◆ Material:
# # # # # # #

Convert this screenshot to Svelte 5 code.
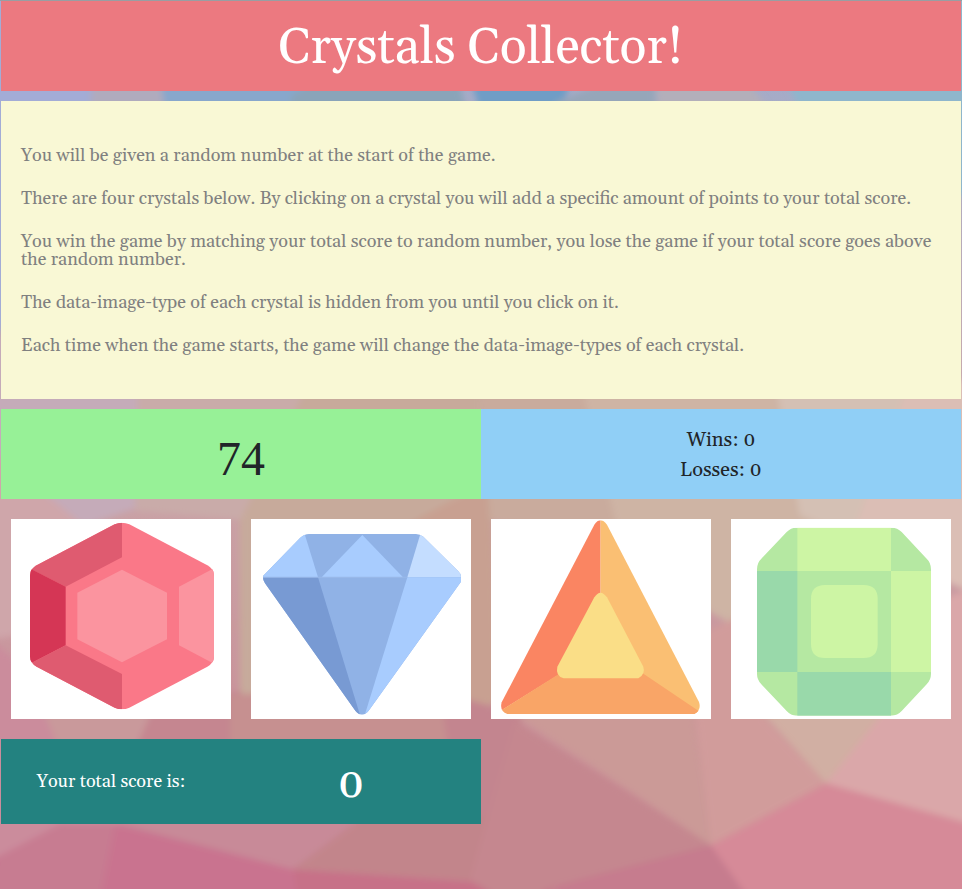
<script>
  let target = $state(74);
  let wins = $state(0);
  let losses = $state(0);
  let total = $state(0);
  let values = $state([5, 9, 2, 11]);

  const rules = [
    'You will be given a random number at the start of the game.',
    'There are four crystals below. By clicking on a crystal you will add a specific amount of points to your total score.',
    'You win the game by matching your total score to random number, you lose the game if your total score goes above the random number.',
    'The data-image-type of each crystal is hidden from you until you click on it.',
    'Each time when the game starts, the game will change the data-image-types of each crystal.'
  ];

  // Each crystal is a list of flat facets, with a rounded outline as clip.
  const crystals = [
    {
      name: 'Red crystal',
      outline: 'M344 43Q366 34 388 43L622 166Q642 177 642 196V440Q642 458 622 470L388 593Q366 602 344 593L110 470Q90 458 90 440V196Q90 177 110 166Z',
      facets: [
        ['#fa7888', 'M90 30H645V605H90Z'],
        ['#df5b70', 'M80 170L366 20V142L197 230L96 179Z'],
        ['#d53655', 'M85 173L197 230V406L85 464Z'],
        ['#df5b70', 'M95 458L197 406L366 492V610L80 470Z'],
        ['#fb949f', 'M645 173L537 230V406L645 463Z'],
        ['#fb949f', 'M366 179L501 248V388L366 457L232 388V248Z']
      ]
    },
    {
      name: 'Blue crystal',
      outline: 'M207 72H528Q540 72 550 80L655 184Q663 191 663 201V215L386 602Q366 626 346 602L75 220Q68 210 69 198L180 84Q193 72 207 72Z',
      facets: [
        ['#90b2e6', 'M60 60H670V625H60Z'],
        ['#a8ccfe', 'M194 72L234 202H60V72Z'],
        ['#789ad3', 'M60 202H234L363 625H60Z'],
        ['#a8ccfe', 'M367 75L489 202H245Z'],
        ['#c4ddff', 'M541 72L502 202H670V60Z'],
        ['#a8ccfe', 'M502 202H670V625H371Z'],
        ['#98b9e9', 'M69 200H502V203H69Z']
      ]
    },
    {
      name: 'Orange crystal',
      outline: 'M343 44Q361 18 381 44L657 576Q665 600 643 612H82Q58 604 65 577Z',
      facets: [
        ['#fabf73', 'M361 20H680V620H361Z'],
        ['#fa8562', 'M361 20V360L240 492L66 600L40 620V20Z'],
        ['#f9a567', 'M66 599L240 490H488L655 602L690 625H30Z'],
        ['#fade87', 'M343 262Q361 234 381 262L490 470Q497 492 475 505H251Q226 498 232 470Z']
      ]
    },
    {
      name: 'Green crystal',
      outline: 'M228 53H515Q532 53 545 66L620 146Q633 158 633 178V492Q633 509 620 523L545 603Q532 617 515 617H228Q213 617 200 603L124 523Q111 509 111 492V178Q111 158 124 146L200 66Q213 53 228 53Z',
      facets: [
        ['#b5e8a2', 'M100 40H650V630H100Z'],
        ['#cdf5a4', 'M232 40H513V183H232Z'],
        ['#99d9aa', 'M100 183H232V486H100Z'],
        ['#cdf5a4', 'M513 183H650V486H513Z'],
        ['#99d9aa', 'M232 486H513V630H232Z'],
        ['#cdf5a4', 'M315 225H431Q473 225 473 267V402Q473 444 431 444H315Q273 444 273 402V267Q273 225 315 225Z']
      ]
    }
  ];

  const backdrop = [
    ['#a3acd6', '-20,-20 110,-20 120,210 -20,350'],
    ['#b0abbd', '100,-20 150,-20 165,110 90,110'],
    ['#88a7cc', '145,-20 360,-20 330,250 165,110'],
    ['#8aa4b9', '290,96 350,60 460,85 500,240 330,240'],
    ['#709dc6', '440,-20 610,-20 560,110 480,110'],
    ['#96a6b9', '555,102 600,84 655,84 660,250 500,240'],
    ['#b3afba', '656,84 750,84 770,110 670,240'],
    ['#8fb6cc', '740,-20 990,-20 990,210 800,110'],
    ['#c5abb9', '-20,330 138,380 135,508 70,530 -20,440'],
    ['#cfa6aa', '-20,440 90,530 50,630 -20,640'],
    ['#c9aba9', '138,380 310,380 250,520 135,510'],
    ['#c7aa9b', '310,380 480,380 490,550 240,710 240,520'],
    ['#c8a091', '395,530 490,480 500,700 410,735'],
    ['#c9ab9d', '480,380 580,380 620,540 490,520'],
    ['#ceb4a4', '580,380 780,380 850,520 760,640 690,600 620,540'],
    ['#d4c0b4', '775,380 910,380 860,540 800,515'],
    ['#dbbeb5', '910,380 990,380 990,600 850,540'],
    ['#cb8c9c', '-20,630 40,680 130,826 -20,870'],
    ['#c9999b', '30,680 240,620 150,750 60,750'],
    ['#c58690', '150,715 240,690 270,760 130,760'],
    ['#c69090', '230,695 400,680 490,740 481,830 360,826 230,760'],
    ['#c3858f', '440,690 520,715 560,900 470,900'],
    ['#c88a98', '50,810 123,826 293,869 365,815'],
    ['#c2858b', '293,869 365,815 525,815 550,887'],
    ['#c9738f', '-20,866 60,824 123,825 205,846 293,869 550,887 550,910 -20,910'],
    ['#c77b91', '0,856 60,824 115,826 100,900 -20,900'],
    ['#c77188', '293,869 550,887 550,910 300,910'],
    ['#c5878f', '515,720 711,845 550,887 520,910 470,880'],
    ['#cb9a97', '520,718 590,680 692,700 703,780 711,845'],
    ['#d19c9b', '690,640 750,610 765,718 826,783 711,845 696,720'],
    ['#d1afa3', '760,710 890,710 826,783'],
    ['#daa7a9', '885,710 940,600 990,580 990,830 826,783'],
    ['#d68a98', '711,845 826,783 990,829 990,910 750,910'],
    ['#c67b8e', '711,845 750,900 600,910 550,887']
  ];

  function pick(i) {
    total += values[i];
    if (total === target) wins += 1;
    else if (total > target) losses += 1;
    else return;
    total = 0;
    target = 19 + Math.floor(Math.random() * 102);
    values = values.map(() => 1 + Math.floor(Math.random() * 12));
  }
</script>

<div class="page">
  <svg class="backdrop" viewBox="0 0 962 889" preserveAspectRatio="xMidYMid slice" aria-hidden="true">
    <defs>
      <filter id="soften" x="0" y="0" width="100%" height="100%">
        <feGaussianBlur stdDeviation="3" />
      </filter>
    </defs>
    <g filter="url(#soften)">
      {#each backdrop as [fill, points]}
        <polygon {fill} {points} />
      {/each}
    </g>
  </svg>

  <main>
    <header><h1>Crystals Collector!</h1></header>

    <section class="rules">
      {#each rules as rule}
        <p>{rule}</p>
      {/each}
    </section>

    <section class="board">
      <div class="target">{target}</div>
      <div class="tally">
        <div>Wins: {wins}</div>
        <div>Losses: {losses}</div>
      </div>
    </section>

    <section class="crystals">
      {#each crystals as crystal, i}
        <button type="button" aria-label={crystal.name} onclick={() => pick(i)}>
          <svg viewBox="33 27 660 600" aria-hidden="true">
            <clipPath id="outline-{i}"><path d={crystal.outline} /></clipPath>
            <g clip-path="url(#outline-{i})">
              {#each crystal.facets as [fill, d]}
                <path {fill} {d} />
              {/each}
            </g>
          </svg>
        </button>
      {/each}
    </section>

    <section class="score">
      <span class="label">Your total score is:</span>
      <span class="total">{total}</span>
    </section>
  </main>
</div>

<style>
  :global(body) {
    margin: 0;
  }

  .page {
    position: relative;
    box-sizing: border-box;
    min-height: 100vh;
    overflow: hidden;
    border-top: 1px solid #999ea3;
    background: linear-gradient(#9bacd0, #c9a9ab 45%, #c98f98 85%, #c8788f);
    color: #212529;
    font-family: Gelasio, 'Liberation Serif', serif;
  }

  .backdrop {
    position: absolute;
    inset: 0;
    width: 100%;
    height: 100%;
  }

  main {
    position: relative;
    display: flex;
    flex-direction: column;
    padding: 0 1px;
  }

  header {
    padding: 6px 0 0;
    background: #ec7980;
    color: #fff;
    text-align: center;
  }

  h1 {
    margin: 0;
    font-size: 50px;
    font-weight: 400;
    line-height: 84px;
  }

  .rules {
    margin: 10px 0;
    padding: 21px 20px 19px;
    background: #f9f8d5;
    color: #808080;
    font-size: 18px;
    line-height: 18px;
  }

  .rules p {
    margin: 25px 0;
  }

  .board {
    display: grid;
    grid-template-columns: 1fr 1fr;
    text-align: center;
  }

  .target {
    background: #97f197;
    font-family: 'Liberation Serif', serif;
    font-size: 48px;
    line-height: 100px;
    height: 90px;
  }

  .tally {
    padding: 16px 0 14px;
    background: #90cff6;
    font-size: 20px;
    line-height: 30px;
  }

  .crystals {
    display: grid;
    grid-template-columns: repeat(4, 1fr);
    gap: 20px;
    padding: 20px 10px;
  }

  button {
    padding: 0;
    border: 0;
    background: #fff;
    cursor: pointer;
  }

  button svg {
    display: block;
    width: 100%;
    height: 200px;
  }

  .score {
    display: grid;
    grid-template-columns: 220px 1fr;
    align-items: center;
    width: 50%;
    height: 85px;
    background: #238280;
    color: #fff;
    text-align: center;
  }

  .label {
    font-size: 18px;
  }

  .total {
    padding-top: 6px;
    font-size: 42px;
    font-weight: 500;
  }
</style>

# # # # # # #

◆ Objective: From the first line of the material down to the line containing "let values = $state([5, 9, 2, 11]);", inclusive, return each line exactly, skipping any picture.

◆ Answer below:
Convert this screenshot to Svelte 5 code.
<script>
  let target = $state(74);
  let wins = $state(0);
  let losses = $state(0);
  let total = $state(0);
  let values = $state([5, 9, 2, 11]);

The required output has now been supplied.